Александр Блок, величайший среди поэтов-символистов и одновременно — самый выдающийся поэт из близких к левым эсерам, чувствовал{581}, что Христа «не постигнешь… пока не станешь сам как стезя… Пока такой же нищий не будешь, не ляжешь, истоптан в глухой овраг, обо всем не забудешь, и всего не разлюбишь, и не поблекнешь, как мертвый злак»[52].
И если эти идеи имели социальную значимость в контексте «декадентской» поэзии[53], то они могли уходить своими корнями в еще более глубокие пласты русской христианской традиции, чем принято думать.
Идеал самоотречения, вплоть до отказа от добродетели, святости и блаженства, вплоть до отказа от собственного спасения — и, напротив, стремление взять на себя смертные грехи, руководствуясь представлением о добродетели как высокомерии (это представление не было чуждо и Достоевскому) — все это, соединенное с идеей Христа, который грешит, как грешит человек, жертвуя даже нравственной чистотой, — но именно затем, чтобы преодолеть греховность человеческую, можно было обнаружить еще в 1850-х годах в неохлыстовстве, провозвестником которого стал Радаев{582}. В этом учении с особенной яркостью выразилось дионисийско-теургическое экстатическое начало, вообще присущее хлыстовству (Флоровский указывал на его близость — «демонический дублет» — православному пониманию соборности{583}.) Даже убийства, совершаемые сектантами (как, например, в 1854 году), были обусловлены стремлением взять на себя грех и связанные с ним страдания{584}.
Революционер-народоволец Фроленко, в своих воспоминаниях, опубликованных в советской России в 1927 году, говорит о христианской атмосфере России дореволюционной как об источнике того «идейного» самопожертвования (включая стремление пожертвовать душой), которое отличало народников-«террористов»{585}.

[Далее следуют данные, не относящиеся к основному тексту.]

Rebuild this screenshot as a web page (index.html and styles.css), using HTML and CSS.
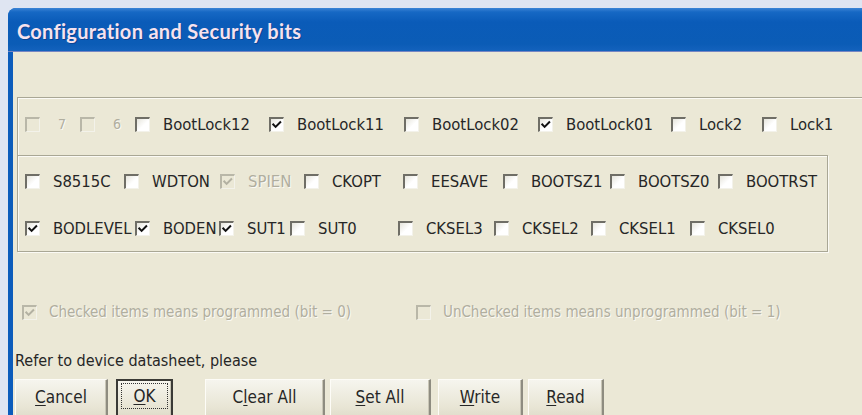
FILE: index.html
```html
<!DOCTYPE html>
<html lang="en">
<head>
<meta charset="utf-8">
<title>Configuration and Security bits</title>
<link rel="stylesheet" href="styles.css">
</head>
<body>
<div class="window">
  <div class="titlebar"><span class="title">Configuration and Security bits</span></div>
  <div class="client">
    <div class="group g1">
      <div class="row r1">
        <label class="cb dis digit"><span class="box"></span><span class="lbl">7</span></label>
        <label class="cb dis digit"><span class="box"></span><span class="lbl">6</span></label>
        <label class="cb"><span class="box"></span><span class="lbl">BootLock12</span></label>
        <label class="cb"><span class="box"><svg viewBox="0 0 13 13"><polyline points="2.5,6 5,8.5 10,3.5"/></svg></span><span class="lbl">BootLock11</span></label>
        <label class="cb"><span class="box"></span><span class="lbl">BootLock02</span></label>
        <label class="cb"><span class="box"><svg viewBox="0 0 13 13"><polyline points="2.5,6 5,8.5 10,3.5"/></svg></span><span class="lbl">BootLock01</span></label>
        <label class="cb"><span class="box"></span><span class="lbl">Lock2</span></label>
        <label class="cb"><span class="box"></span><span class="lbl">Lock1</span></label>
      </div>
    </div>
    <div class="group g2">
      <div class="row r2">
        <label class="cb"><span class="box"></span><span class="lbl">S8515C</span></label>
        <label class="cb"><span class="box"></span><span class="lbl">WDTON</span></label>
        <label class="cb dis"><span class="box"><svg viewBox="0 0 13 13"><polyline points="2.5,6 5,8.5 10,3.5"/></svg></span><span class="lbl">SPIEN</span></label>
        <label class="cb"><span class="box"></span><span class="lbl">CKOPT</span></label>
        <label class="cb"><span class="box"></span><span class="lbl">EESAVE</span></label>
        <label class="cb"><span class="box"></span><span class="lbl">BOOTSZ1</span></label>
        <label class="cb"><span class="box"></span><span class="lbl">BOOTSZ0</span></label>
        <label class="cb"><span class="box"></span><span class="lbl">BOOTRST</span></label>
      </div>
      <div class="row r3">
        <label class="cb"><span class="box"><svg viewBox="0 0 13 13"><polyline points="2.5,6 5,8.5 10,3.5"/></svg></span><span class="lbl">BODLEVEL</span></label>
        <label class="cb"><span class="box"><svg viewBox="0 0 13 13"><polyline points="2.5,6 5,8.5 10,3.5"/></svg></span><span class="lbl">BODEN</span></label>
        <label class="cb"><span class="box"><svg viewBox="0 0 13 13"><polyline points="2.5,6 5,8.5 10,3.5"/></svg></span><span class="lbl">SUT1</span></label>
        <label class="cb"><span class="box"></span><span class="lbl">SUT0</span></label>
        <label class="cb"><span class="box"></span><span class="lbl">CKSEL3</span></label>
        <label class="cb"><span class="box"></span><span class="lbl">CKSEL2</span></label>
        <label class="cb"><span class="box"></span><span class="lbl">CKSEL1</span></label>
        <label class="cb"><span class="box"></span><span class="lbl">CKSEL0</span></label>
      </div>
    </div>
    <div class="row legend">
      <label class="cb dis"><span class="box"><svg viewBox="0 0 13 13"><polyline points="2.5,6 5,8.5 10,3.5"/></svg></span><span class="lbl">Checked items means programmed (bit = 0)</span></label>
      <label class="cb dis"><span class="box"></span><span class="lbl">UnChecked items means unprogrammed (bit = 1)</span></label>
    </div>
    <div class="note">Refer to device datasheet, please</div>
    <div class="buttons">
      <button class="btn b-cancel"><u>C</u>ancel</button>
      <button class="btn b-ok default"><span class="focus"><u>O</u>K</span></button>
      <button class="btn b-clear">C<u>l</u>ear All</button>
      <button class="btn b-set"><u>S</u>et All</button>
      <button class="btn b-write"><u>W</u>rite</button>
      <button class="btn b-read"><u>R</u>ead</button>
    </div>
  </div>
</div>
</body>
</html>
```
FILE: styles.css
```css
html, body {
  margin: 0;
  padding: 0;
  overflow: hidden;
}

body {
  background: #dfe5f2;
  width: 862px;
  height: 415px;
  font-family: "DejaVu Sans Condensed", "Liberation Sans", sans-serif;
  font-size: 16.5px;
  color: #262626;
}

/* dialog frame */
.window {
  margin: 8px 0 0 8px;
  width: 860px;
  height: 420px;
  background: #0c5cbb;
  border-radius: 8px 8px 0 0;
  padding: 0 6px 0 5px;
  box-sizing: border-box;
  display: flex;
  flex-direction: column;
}

.titlebar {
  height: 44px;
  flex: none;
  margin: 0 -6px 0 -5px;
  padding-left: 9px;
  border-radius: 8px 8px 0 0;
  background: linear-gradient(#3c84d6 0px, #1668c4 4px, #0a5bb8 14px, #0b5cb6 36px, #1462bd 43px, #d7a9c8 44px);
  display: flex;
  align-items: center;
}

.title {
  font-family: Lato, "Liberation Sans", sans-serif;
  font-weight: bold;
  font-size: 20px;
  letter-spacing: 0.3px;
  color: #f6e2ee;
  text-shadow: 1px 1px 0 rgba(10, 40, 110, 0.5);
  margin-top: 1px;
}

.client {
  flex: 1;
  background: #ebe8d6;
  padding-top: 45px;
}

/* etched group frames */
.group {
  box-sizing: border-box;
  margin-left: 4px;
}

.g1 {
  height: 58px;
  border-top: 1px solid #a9a795;
  border-left: 1px solid #a9a795;
  box-shadow: inset 1px 1px 0 #fbfaf5;
  padding: 14px 0 0 7px;
}

.g2 {
  width: 811px;
  height: 97px;
  border: 1px solid #a9a795;
  box-shadow: inset 1px 1px 0 #fbfaf5, 1px 1px 0 #fbfaf5;
  padding: 13px 0 0 7px;
}

.row {
  display: grid;
  height: 24px;
  align-items: center;
}

.r1 { grid-template-columns: 55px 55px 134px 135px 134px 133px 91px auto; }
.r2 { grid-template-columns: 99px 96px 84px 99px 100px 107px 108px auto; }
.r3 { grid-template-columns: 110px 84px 71px 108px 96px 97px 99px auto; margin-top: 23px; }

.legend {
  grid-template-columns: 394px auto;
  margin: 48px 0 0 9px;
  font-size: 15px;
}

/* check boxes */
.cb {
  display: flex;
  align-items: center;
  white-space: nowrap;
}

.box {
  flex: none;
  width: 15px;
  height: 15px;
  box-sizing: border-box;
  border-style: solid;
  border-width: 2px 1px 1px 2px;
  border-color: #6f6e66 #f3f2ea #f3f2ea #6f6e66;
  background: linear-gradient(135deg, #e6e5dc, #ffffff 55%);
  margin-right: 13px;
  display: flex;
}

.legend .box {
  margin-right: 12px;
}

.box svg {
  width: 100%;
  height: 100%;
  fill: none;
  stroke: #111;
  stroke-width: 2.2;
  stroke-linecap: square;
}

.dis .box {
  border-color: #b9b7a8 #f3f2ea #f3f2ea #b9b7a8;
  background: #ebe8d6;
}

.dis .box svg {
  stroke: #b3b1a2;
}

.dis .lbl {
  color: #b0ae9f;
  text-shadow: 1px 1px 0 #fbfaf4;
}

.digit .lbl {
  font-size: 14px;
  margin-left: 5px;
}

.note {
  margin: 27px 0 0 2px;
  height: 20px;
  line-height: 20px;
  font-size: 16px;
}

/* push buttons */
.buttons {
  display: flex;
  margin: 8px 0 0 2px;
}

.btn {
  font: inherit;
  font-size: 17px;
  color: #262626;
  height: 38px;
  padding: 0 0 4px;
  box-sizing: border-box;
  border: none;
  border-left: 1px solid #fdfcf7;
  border-top: 1px solid #fdfcf7;
  border-right: 2px solid #8e8c80;
  background: linear-gradient(#f6f5ee, #e9e6d6 70%, #e0ddcb);
  box-shadow: inset -1px 0 0 #c9c6b6;
}

.btn u {
  text-underline-offset: 2px;
}

.b-cancel { width: 93px; }
.b-ok { width: 57px; margin-left: 8px; }
.b-clear { width: 120px; margin-left: 32px; }
.b-set { width: 101px; margin-left: 5px; }
.b-write { width: 85px; margin-left: 7px; }
.b-read { width: 76px; margin-left: 5px; }

.default {
  border: 2px solid #3a3a36;
  padding: 2px 3px 6px;
  display: flex;
}

.focus {
  flex: 1;
  border: 1px dotted #333;
  display: flex;
  align-items: center;
  justify-content: center;
}
```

(Даже Владимир Соловьев, с его умеренно-западническими воззрениями, считал, что если невозможно совсем вырвать у смерти ее добычу, то было бы предпочтительнее совсем отказаться от бессмертия[54]{586}.
Князь Евгений Трубецкой, бескомпромиссно отстаивавший строго православную точку зрения, писал в 1916 году о войне как о высшей жертве — о принесении в жертву ближнему «жизни и самой души»{587}.)
В таком принесении своей души в жертву «за други своя» — и сознательном обрекании себя на вечное проклятие, нетрудно узнать мотив, столь характерный для Достоевского: именно его любимая героиня, страдалица Сонечка Мармеладова оказывается как бы духовной матерью такого революционера-террориста. Другое дело, что роль духовного отца принадлежит Раскольникову, совершающего убийство во имя абстракции, порожденной холодным рассудком. Крайнее самоуничижение переплелось в начальной психологии революционного террора с крайним самовозвеличиванием — и это переплетение составляет сущность той духовной почвы, на которой выросла мораль большевизма, соединившего «харизму страдания» пролетариата с пафосом «штурма неба» и низвержения старых богов — идейное наследие Московской Руси с титанизмом Петра Великого. У Достоевского Раскольников кланяется Соне земным поклоном, как кланяется святой старец Зосима Дмитрию Карамазову, со словами: «Не тебе я поклонился, а великому страданию человеческому». Он склонился, по словам Мережковского, перед святостью свободы, свободы выбора между добром и злом. В марксистском большевизме это соотношение сменилось, однако, на прямо противоположное: живой человек, со всем трагизмом его реального существования, был принесен здесь в жертву оптимистической, но не человеческой абстракции «исторического процесса», якобы переживаемого всем человечеством. Идея соборности (расширяющаяся от сознания социальной ответственности до чувствуемой бесконечности) — доходя до теллургического экстаза — в конечном итоге вступает в трагическое напряжение с биологически-«зоологической» действительностью, удручающей человека. Эта последняя находит свое оправдание в марксистском историософском натурализме. В нем исторический процесс должен был завершиться торжеством страдавшего за всех Пролетариата.
Дорога к этому торжеству вела через чаемое преображение мира. Надежда на то, что это преображение в конце концов произойдет, давала стимул людям, отчаявшимся из-за кривды, царящей в мире. Неприятие мира сего означало, что и преступник является страдальцем. Это было традиционно русское «сострадание к совершившему зло», к человеку, изуродовавшему свою душу{588}. Иванов-Разумник слышал в ежовских застенках, что жалеть надо истязателя: с его сердца грех не смоется, как смоется кровь с его жертвы…{589} Ведь совершить преступление значит взять на себя бремя коллективной вины и общей несправедливости. Повинуясь той же традиции, отдельный человек воспринимал греховность всего мира как свою собственную, как бремя, которое он должен взвалить на себя{590}.